* _Task to carry out_: Return every record below exactly as written, but leave out the pictures.

* _Provided records_:

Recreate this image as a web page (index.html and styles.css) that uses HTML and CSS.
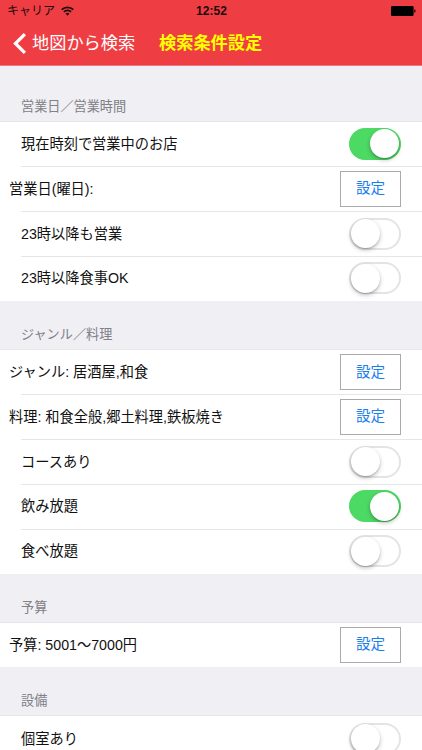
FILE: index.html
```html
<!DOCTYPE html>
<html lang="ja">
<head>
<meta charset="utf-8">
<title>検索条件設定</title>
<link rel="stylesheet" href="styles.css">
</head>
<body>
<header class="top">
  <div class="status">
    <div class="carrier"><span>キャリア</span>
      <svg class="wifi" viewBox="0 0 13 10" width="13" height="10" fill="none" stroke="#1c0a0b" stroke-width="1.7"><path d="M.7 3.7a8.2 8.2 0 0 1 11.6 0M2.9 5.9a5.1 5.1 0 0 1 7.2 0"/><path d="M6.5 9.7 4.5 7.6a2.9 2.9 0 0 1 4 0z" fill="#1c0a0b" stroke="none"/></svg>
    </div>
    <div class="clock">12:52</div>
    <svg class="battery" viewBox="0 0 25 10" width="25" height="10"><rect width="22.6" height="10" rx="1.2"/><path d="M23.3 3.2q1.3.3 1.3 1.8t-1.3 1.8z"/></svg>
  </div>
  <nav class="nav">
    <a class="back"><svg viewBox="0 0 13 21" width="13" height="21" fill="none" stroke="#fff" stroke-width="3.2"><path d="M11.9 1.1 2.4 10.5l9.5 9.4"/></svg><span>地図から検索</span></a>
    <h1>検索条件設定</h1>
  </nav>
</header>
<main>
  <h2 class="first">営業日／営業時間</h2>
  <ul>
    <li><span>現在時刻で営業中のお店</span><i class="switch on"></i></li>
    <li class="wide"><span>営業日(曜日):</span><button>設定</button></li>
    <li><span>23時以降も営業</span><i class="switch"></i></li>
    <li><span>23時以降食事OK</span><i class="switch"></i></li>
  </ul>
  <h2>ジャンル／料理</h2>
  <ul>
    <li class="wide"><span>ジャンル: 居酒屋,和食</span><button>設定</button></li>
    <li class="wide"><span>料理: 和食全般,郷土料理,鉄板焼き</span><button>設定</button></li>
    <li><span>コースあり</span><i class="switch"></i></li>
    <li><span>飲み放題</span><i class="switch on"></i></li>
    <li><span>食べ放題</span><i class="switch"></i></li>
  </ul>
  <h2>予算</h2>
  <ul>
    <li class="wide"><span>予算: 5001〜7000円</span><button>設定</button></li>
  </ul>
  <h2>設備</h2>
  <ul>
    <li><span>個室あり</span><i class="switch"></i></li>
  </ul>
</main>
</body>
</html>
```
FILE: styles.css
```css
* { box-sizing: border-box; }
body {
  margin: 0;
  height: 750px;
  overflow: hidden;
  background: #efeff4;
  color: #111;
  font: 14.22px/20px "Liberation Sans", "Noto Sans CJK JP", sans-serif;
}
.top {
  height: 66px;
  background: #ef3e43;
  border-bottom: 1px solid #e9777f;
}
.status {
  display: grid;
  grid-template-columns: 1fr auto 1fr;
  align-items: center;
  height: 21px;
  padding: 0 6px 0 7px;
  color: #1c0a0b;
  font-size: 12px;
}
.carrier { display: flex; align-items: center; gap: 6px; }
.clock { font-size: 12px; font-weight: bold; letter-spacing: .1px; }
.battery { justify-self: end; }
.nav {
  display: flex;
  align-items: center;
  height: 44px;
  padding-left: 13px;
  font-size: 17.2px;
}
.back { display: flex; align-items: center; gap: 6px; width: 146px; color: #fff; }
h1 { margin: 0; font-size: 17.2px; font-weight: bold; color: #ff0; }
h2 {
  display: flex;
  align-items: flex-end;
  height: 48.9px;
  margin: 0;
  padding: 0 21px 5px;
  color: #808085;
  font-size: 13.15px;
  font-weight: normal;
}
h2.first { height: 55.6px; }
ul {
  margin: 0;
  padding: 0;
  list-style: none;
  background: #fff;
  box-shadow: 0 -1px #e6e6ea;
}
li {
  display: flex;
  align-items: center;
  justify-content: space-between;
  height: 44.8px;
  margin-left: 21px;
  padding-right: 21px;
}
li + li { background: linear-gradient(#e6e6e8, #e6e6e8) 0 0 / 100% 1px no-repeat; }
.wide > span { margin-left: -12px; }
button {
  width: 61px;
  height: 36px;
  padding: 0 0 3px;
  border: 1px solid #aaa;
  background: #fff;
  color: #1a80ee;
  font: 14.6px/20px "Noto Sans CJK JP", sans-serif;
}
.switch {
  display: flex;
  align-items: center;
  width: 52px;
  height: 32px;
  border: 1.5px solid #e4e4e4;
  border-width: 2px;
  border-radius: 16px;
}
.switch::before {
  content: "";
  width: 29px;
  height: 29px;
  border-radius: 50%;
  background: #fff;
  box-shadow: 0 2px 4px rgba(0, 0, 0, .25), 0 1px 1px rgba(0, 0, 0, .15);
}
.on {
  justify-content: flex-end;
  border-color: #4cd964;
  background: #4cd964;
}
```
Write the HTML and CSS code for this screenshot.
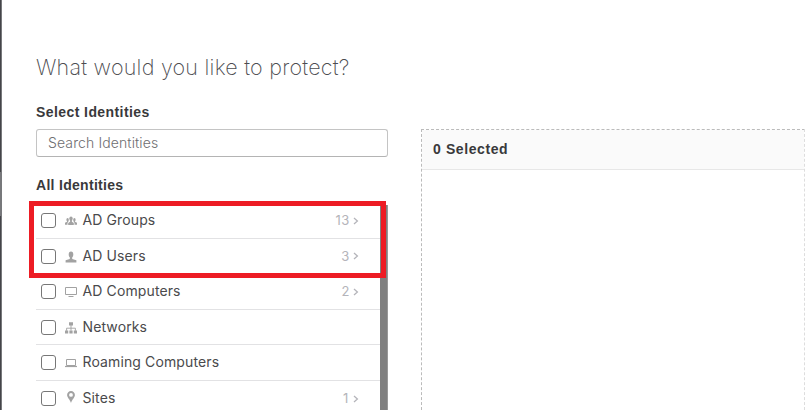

* _Solution for this exercise_:
Recreate this image as a web page (index.html and styles.css) that uses HTML and CSS.
FILE: index.html
```html
<!DOCTYPE html>
<html lang="ja">
<head>
<meta charset="utf-8">
<title>検索条件設定</title>
<link rel="stylesheet" href="styles.css">
</head>
<body>
<header class="top">
  <div class="status">
    <div class="carrier"><span>キャリア</span>
      <svg class="wifi" viewBox="0 0 13 10" width="13" height="10" fill="none" stroke="#1c0a0b" stroke-width="1.7"><path d="M.7 3.7a8.2 8.2 0 0 1 11.6 0M2.9 5.9a5.1 5.1 0 0 1 7.2 0"/><path d="M6.5 9.7 4.5 7.6a2.9 2.9 0 0 1 4 0z" fill="#1c0a0b" stroke="none"/></svg>
    </div>
    <div class="clock">12:52</div>
    <svg class="battery" viewBox="0 0 25 10" width="25" height="10"><rect width="22.6" height="10" rx="1.2"/><path d="M23.3 3.2q1.3.3 1.3 1.8t-1.3 1.8z"/></svg>
  </div>
  <nav class="nav">
    <a class="back"><svg viewBox="0 0 13 21" width="13" height="21" fill="none" stroke="#fff" stroke-width="3.2"><path d="M11.9 1.1 2.4 10.5l9.5 9.4"/></svg><span>地図から検索</span></a>
    <h1>検索条件設定</h1>
  </nav>
</header>
<main>
  <h2 class="first">営業日／営業時間</h2>
  <ul>
    <li><span>現在時刻で営業中のお店</span><i class="switch on"></i></li>
    <li class="wide"><span>営業日(曜日):</span><button>設定</button></li>
    <li><span>23時以降も営業</span><i class="switch"></i></li>
    <li><span>23時以降食事OK</span><i class="switch"></i></li>
  </ul>
  <h2>ジャンル／料理</h2>
  <ul>
    <li class="wide"><span>ジャンル: 居酒屋,和食</span><button>設定</button></li>
    <li class="wide"><span>料理: 和食全般,郷土料理,鉄板焼き</span><button>設定</button></li>
    <li><span>コースあり</span><i class="switch"></i></li>
    <li><span>飲み放題</span><i class="switch on"></i></li>
    <li><span>食べ放題</span><i class="switch"></i></li>
  </ul>
  <h2>予算</h2>
  <ul>
    <li class="wide"><span>予算: 5001〜7000円</span><button>設定</button></li>
  </ul>
  <h2>設備</h2>
  <ul>
    <li><span>個室あり</span><i class="switch"></i></li>
  </ul>
</main>
</body>
</html>
```
FILE: styles.css
```css
* { box-sizing: border-box; }
body {
  margin: 0;
  height: 750px;
  overflow: hidden;
  background: #efeff4;
  color: #111;
  font: 14.22px/20px "Liberation Sans", "Noto Sans CJK JP", sans-serif;
}
.top {
  height: 66px;
  background: #ef3e43;
  border-bottom: 1px solid #e9777f;
}
.status {
  display: grid;
  grid-template-columns: 1fr auto 1fr;
  align-items: center;
  height: 21px;
  padding: 0 6px 0 7px;
  color: #1c0a0b;
  font-size: 12px;
}
.carrier { display: flex; align-items: center; gap: 6px; }
.clock { font-size: 12px; font-weight: bold; letter-spacing: .1px; }
.battery { justify-self: end; }
.nav {
  display: flex;
  align-items: center;
  height: 44px;
  padding-left: 13px;
  font-size: 17.2px;
}
.back { display: flex; align-items: center; gap: 6px; width: 146px; color: #fff; }
h1 { margin: 0; font-size: 17.2px; font-weight: bold; color: #ff0; }
h2 {
  display: flex;
  align-items: flex-end;
  height: 48.9px;
  margin: 0;
  padding: 0 21px 5px;
  color: #808085;
  font-size: 13.15px;
  font-weight: normal;
}
h2.first { height: 55.6px; }
ul {
  margin: 0;
  padding: 0;
  list-style: none;
  background: #fff;
  box-shadow: 0 -1px #e6e6ea;
}
li {
  display: flex;
  align-items: center;
  justify-content: space-between;
  height: 44.8px;
  margin-left: 21px;
  padding-right: 21px;
}
li + li { background: linear-gradient(#e6e6e8, #e6e6e8) 0 0 / 100% 1px no-repeat; }
.wide > span { margin-left: -12px; }
button {
  width: 61px;
  height: 36px;
  padding: 0 0 3px;
  border: 1px solid #aaa;
  background: #fff;
  color: #1a80ee;
  font: 14.6px/20px "Noto Sans CJK JP", sans-serif;
}
.switch {
  display: flex;
  align-items: center;
  width: 52px;
  height: 32px;
  border: 1.5px solid #e4e4e4;
  border-width: 2px;
  border-radius: 16px;
}
.switch::before {
  content: "";
  width: 29px;
  height: 29px;
  border-radius: 50%;
  background: #fff;
  box-shadow: 0 2px 4px rgba(0, 0, 0, .25), 0 1px 1px rgba(0, 0, 0, .15);
}
.on {
  justify-content: flex-end;
  border-color: #4cd964;
  background: #4cd964;
}
```
Write the HTML and CSS code for this screenshot.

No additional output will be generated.